--- Begin ---

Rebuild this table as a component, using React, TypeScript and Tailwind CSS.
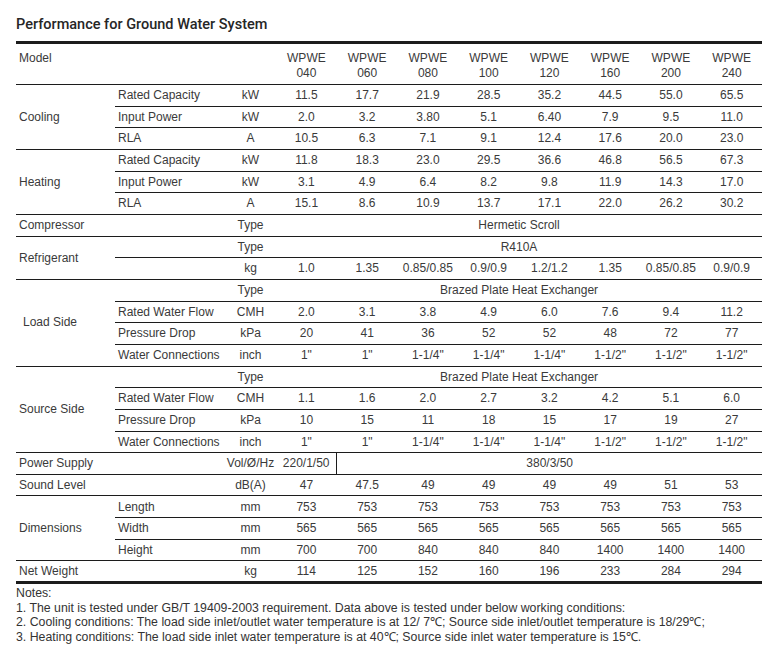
import React from "react"

const models = ["040", "060", "080", "100", "120", "160", "200", "240"]

type Row = {
  sub?: string
  unit: string
  values?: string[]
  span?: string
}

type Group = {
  label: string
  indent?: boolean
  rows: Row[]
  single?: boolean
}

const conn = ['1"', '1"', '1-1/4"', '1-1/4"', '1-1/4"', '1-1/2"', '1-1/2"', '1-1/2"']

const groups: Group[] = [
  {
    label: "Cooling",
    rows: [
      { sub: "Rated Capacity", unit: "kW", values: ["11.5", "17.7", "21.9", "28.5", "35.2", "44.5", "55.0", "65.5"] },
      { sub: "Input Power", unit: "kW", values: ["2.0", "3.2", "3.80", "5.1", "6.40", "7.9", "9.5", "11.0"] },
      { sub: "RLA", unit: "A", values: ["10.5", "6.3", "7.1", "9.1", "12.4", "17.6", "20.0", "23.0"] },
    ],
  },
  {
    label: "Heating",
    rows: [
      { sub: "Rated Capacity", unit: "kW", values: ["11.8", "18.3", "23.0", "29.5", "36.6", "46.8", "56.5", "67.3"] },
      { sub: "Input Power", unit: "kW", values: ["3.1", "4.9", "6.4", "8.2", "9.8", "11.9", "14.3", "17.0"] },
      { sub: "RLA", unit: "A", values: ["15.1", "8.6", "10.9", "13.7", "17.1", "22.0", "26.2", "30.2"] },
    ],
  },
  { label: "Compressor", single: true, rows: [{ unit: "Type", span: "Hermetic Scroll" }] },
  {
    label: "Refrigerant",
    rows: [
      { sub: "", unit: "Type", span: "R410A" },
      { sub: "", unit: "kg", values: ["1.0", "1.35", "0.85/0.85", "0.9/0.9", "1.2/1.2", "1.35", "0.85/0.85", "0.9/0.9"] },
    ],
  },
  {
    label: "Load Side",
    indent: true,
    rows: [
      { sub: "", unit: "Type", span: "Brazed Plate Heat Exchanger" },
      { sub: "Rated Water Flow", unit: "CMH", values: ["2.0", "3.1", "3.8", "4.9", "6.0", "7.6", "9.4", "11.2"] },
      { sub: "Pressure Drop", unit: "kPa", values: ["20", "41", "36", "52", "52", "48", "72", "77"] },
      { sub: "Water Connections", unit: "inch", values: conn },
    ],
  },
  {
    label: "Source Side",
    rows: [
      { sub: "", unit: "Type", span: "Brazed Plate Heat Exchanger" },
      { sub: "Rated Water Flow", unit: "CMH", values: ["1.1", "1.6", "2.0", "2.7", "3.2", "4.2", "5.1", "6.0"] },
      { sub: "Pressure Drop", unit: "kPa", values: ["10", "15", "11", "18", "15", "17", "19", "27"] },
      { sub: "Water Connections", unit: "inch", values: conn },
    ],
  },
]

const groups2: Group[] = [
  { label: "Sound Level", single: true, rows: [{ unit: "dB(A)", values: ["47", "47.5", "49", "49", "49", "49", "51", "53"] }] },
  {
    label: "Dimensions",
    rows: [
      { sub: "Length", unit: "mm", values: Array(8).fill("753") },
      { sub: "Width", unit: "mm", values: Array(8).fill("565") },
      { sub: "Height", unit: "mm", values: ["700", "700", "840", "840", "840", "1400", "1400", "1400"] },
    ],
  },
]

const line = "border-b border-[#1c1c1c]"

function GroupRows({ g, last }: { g: Group; last?: boolean }) {
  return (
    <>
      {g.rows.map((r, i) => {
        const bottom = last ? "border-b-[3px] border-[#1c1c1c]" : line
        return (
          <tr key={i} className="h-[21.67px]">
            {i === 0 && (
              <td
                rowSpan={g.rows.length}
                colSpan={g.single ? 2 : 1}
                className={`${bottom} ${g.indent ? "pl-[7px]" : "pl-[3px]"} text-left`}
              >
                {g.label}
              </td>
            )}
            {!g.single && <td className={`${bottom} pl-[3px] text-left`}>{r.sub}</td>}
            <td className={`${bottom} text-center`}>{r.unit}</td>
            {r.span ? (
              <td colSpan={8} className={`${bottom} text-center`}>
                {r.span}
              </td>
            ) : (
              r.values!.map((v, j) => (
                <td key={j} className={`${bottom} text-center`}>
                  {v}
                </td>
              ))
            )}
          </tr>
        )
      })}
    </>
  )
}

export default function App() {
  return (
    <div className="w-[766px] h-[655px] bg-white pt-[15px] pl-[16px] text-[#3a3a3a] font-['Liberation_Sans',Arial,sans-serif]">
      <h2 className="text-[14.5px] leading-[20px] font-medium text-[#262626] mb-[6px] font-['Roboto',Arial,sans-serif]">
        Performance for Ground Water System
      </h2>

      <table className="w-[746px] table-fixed border-collapse text-[12px] leading-[14.5px]">
        <colgroup>
          <col className="w-[99px]" />
          <col className="w-[110px]" />
          <col className="w-[51px]" />
          {models.map((m) => (
            <col key={m} className="w-[60.75px]" />
          ))}
        </colgroup>
        <thead>
          <tr className="h-[42px] border-t-[3px] border-[#1c1c1c]">
            <th colSpan={3} className={`${line} pl-[3px] pt-[7px] text-left align-top font-normal`}>
              Model
            </th>
            {models.map((m) => (
              <th key={m} className={`${line} pt-[7px] text-center align-top font-normal`}>
                WPWE
                <br />
                {m}
              </th>
            ))}
          </tr>
        </thead>
        <tbody>
          {groups.map((g) => (
            <GroupRows key={g.label} g={g} />
          ))}
          <tr className="h-[21.67px]">
            <td colSpan={2} className={`${line} pl-[3px] text-left`}>
              Power Supply
            </td>
            <td className={`${line} text-center whitespace-nowrap`}>Vol/Ø/Hz</td>
            <td className={`${line} border-r border-r-[#1c1c1c] text-center`}>220/1/50</td>
            <td colSpan={7} className={`${line} text-center`}>
              380/3/50
            </td>
          </tr>
          {groups2.map((g) => (
            <GroupRows key={g.label} g={g} />
          ))}
          <GroupRows g={{ label: "Net Weight", single: true, rows: [{ unit: "kg", values: ["114", "125", "152", "160", "196", "233", "284", "294"] }] }} last />
        </tbody>
      </table>

      <div className="mt-[2px] text-[12.3px] leading-[14.5px] text-[#333]">
        <p>Notes:</p>
        <p>1. The unit is tested under GB/T 19409-2003 requirement. Data above is tested under below working conditions:</p>
        <p>
          2. Cooling conditions: The load side inlet/outlet water temperature is at 12/ 7℃; Source side inlet/outlet temperature is 18/29℃;
        </p>
        <p>3. Heating conditions: The load side inlet water temperature is at 40℃; Source side inlet water temperature is 15℃.</p>
      </div>
    </div>
  )
}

--- End ---

Exercise instructions: Repeat the data exactly, excluding the pictures.

Written answer:
Rebuild this table as a component, using React, TypeScript and Tailwind CSS.
import React from "react"

const models = ["040", "060", "080", "100", "120", "160", "200", "240"]

type Row = {
  sub?: string
  unit: string
  values?: string[]
  span?: string
}

type Group = {
  label: string
  indent?: boolean
  rows: Row[]
  single?: boolean
}

const conn = ['1"', '1"', '1-1/4"', '1-1/4"', '1-1/4"', '1-1/2"', '1-1/2"', '1-1/2"']

const groups: Group[] = [
  {
    label: "Cooling",
    rows: [
      { sub: "Rated Capacity", unit: "kW", values: ["11.5", "17.7", "21.9", "28.5", "35.2", "44.5", "55.0", "65.5"] },
      { sub: "Input Power", unit: "kW", values: ["2.0", "3.2", "3.80", "5.1", "6.40", "7.9", "9.5", "11.0"] },
      { sub: "RLA", unit: "A", values: ["10.5", "6.3", "7.1", "9.1", "12.4", "17.6", "20.0", "23.0"] },
    ],
  },
  {
    label: "Heating",
    rows: [
      { sub: "Rated Capacity", unit: "kW", values: ["11.8", "18.3", "23.0", "29.5", "36.6", "46.8", "56.5", "67.3"] },
      { sub: "Input Power", unit: "kW", values: ["3.1", "4.9", "6.4", "8.2", "9.8", "11.9", "14.3", "17.0"] },
      { sub: "RLA", unit: "A", values: ["15.1", "8.6", "10.9", "13.7", "17.1", "22.0", "26.2", "30.2"] },
    ],
  },
  { label: "Compressor", single: true, rows: [{ unit: "Type", span: "Hermetic Scroll" }] },
  {
    label: "Refrigerant",
    rows: [
      { sub: "", unit: "Type", span: "R410A" },
      { sub: "", unit: "kg", values: ["1.0", "1.35", "0.85/0.85", "0.9/0.9", "1.2/1.2", "1.35", "0.85/0.85", "0.9/0.9"] },
    ],
  },
  {
    label: "Load Side",
    indent: true,
    rows: [
      { sub: "", unit: "Type", span: "Brazed Plate Heat Exchanger" },
      { sub: "Rated Water Flow", unit: "CMH", values: ["2.0", "3.1", "3.8", "4.9", "6.0", "7.6", "9.4", "11.2"] },
      { sub: "Pressure Drop", unit: "kPa", values: ["20", "41", "36", "52", "52", "48", "72", "77"] },
      { sub: "Water Connections", unit: "inch", values: conn },
    ],
  },
  {
    label: "Source Side",
    rows: [
      { sub: "", unit: "Type", span: "Brazed Plate Heat Exchanger" },
      { sub: "Rated Water Flow", unit: "CMH", values: ["1.1", "1.6", "2.0", "2.7", "3.2", "4.2", "5.1", "6.0"] },
      { sub: "Pressure Drop", unit: "kPa", values: ["10", "15", "11", "18", "15", "17", "19", "27"] },
      { sub: "Water Connections", unit: "inch", values: conn },
    ],
  },
]

const groups2: Group[] = [
  { label: "Sound Level", single: true, rows: [{ unit: "dB(A)", values: ["47", "47.5", "49", "49", "49", "49", "51", "53"] }] },
  {
    label: "Dimensions",
    rows: [
      { sub: "Length", unit: "mm", values: Array(8).fill("753") },
      { sub: "Width", unit: "mm", values: Array(8).fill("565") },
      { sub: "Height", unit: "mm", values: ["700", "700", "840", "840", "840", "1400", "1400", "1400"] },
    ],
  },
]

const line = "border-b border-[#1c1c1c]"

function GroupRows({ g, last }: { g: Group; last?: boolean }) {
  return (
    <>
      {g.rows.map((r, i) => {
        const bottom = last ? "border-b-[3px] border-[#1c1c1c]" : line
        return (
          <tr key={i} className="h-[21.67px]">
            {i === 0 && (
              <td
                rowSpan={g.rows.length}
                colSpan={g.single ? 2 : 1}
                className={`${bottom} ${g.indent ? "pl-[7px]" : "pl-[3px]"} text-left`}
              >
                {g.label}
              </td>
            )}
            {!g.single && <td className={`${bottom} pl-[3px] text-left`}>{r.sub}</td>}
            <td className={`${bottom} text-center`}>{r.unit}</td>
            {r.span ? (
              <td colSpan={8} className={`${bottom} text-center`}>
                {r.span}
              </td>
            ) : (
              r.values!.map((v, j) => (
                <td key={j} className={`${bottom} text-center`}>
                  {v}
                </td>
              ))
            )}
          </tr>
        )
      })}
    </>
  )
}

export default function App() {
  return (
    <div className="w-[766px] h-[655px] bg-white pt-[15px] pl-[16px] text-[#3a3a3a] font-['Liberation_Sans',Arial,sans-serif]">
      <h2 className="text-[14.5px] leading-[20px] font-medium text-[#262626] mb-[6px] font-['Roboto',Arial,sans-serif]">
        Performance for Ground Water System
      </h2>

      <table className="w-[746px] table-fixed border-collapse text-[12px] leading-[14.5px]">
        <colgroup>
          <col className="w-[99px]" />
          <col className="w-[110px]" />
          <col className="w-[51px]" />
          {models.map((m) => (
            <col key={m} className="w-[60.75px]" />
          ))}
        </colgroup>
        <thead>
          <tr className="h-[42px] border-t-[3px] border-[#1c1c1c]">
            <th colSpan={3} className={`${line} pl-[3px] pt-[7px] text-left align-top font-normal`}>
              Model
            </th>
            {models.map((m) => (
              <th key={m} className={`${line} pt-[7px] text-center align-top font-normal`}>
                WPWE
                <br />
                {m}
              </th>
            ))}
          </tr>
        </thead>
        <tbody>
          {groups.map((g) => (
            <GroupRows key={g.label} g={g} />
          ))}
          <tr className="h-[21.67px]">
            <td colSpan={2} className={`${line} pl-[3px] text-left`}>
              Power Supply
            </td>
            <td className={`${line} text-center whitespace-nowrap`}>Vol/Ø/Hz</td>
            <td className={`${line} border-r border-r-[#1c1c1c] text-center`}>220/1/50</td>
            <td colSpan={7} className={`${line} text-center`}>
              380/3/50
            </td>
          </tr>
          {groups2.map((g) => (
            <GroupRows key={g.label} g={g} />
          ))}
          <GroupRows g={{ label: "Net Weight", single: true, rows: [{ unit: "kg", values: ["114", "125", "152", "160", "196", "233", "284", "294"] }] }} last />
        </tbody>
      </table>

      <div className="mt-[2px] text-[12.3px] leading-[14.5px] text-[#333]">
        <p>Notes:</p>
        <p>1. The unit is tested under GB/T 19409-2003 requirement. Data above is tested under below working conditions:</p>
        <p>
          2. Cooling conditions: The load side inlet/outlet water temperature is at 12/ 7℃; Source side inlet/outlet temperature is 18/29℃;
        </p>
        <p>3. Heating conditions: The load side inlet water temperature is at 40℃; Source side inlet water temperature is 15℃.</p>
      </div>
    </div>
  )
}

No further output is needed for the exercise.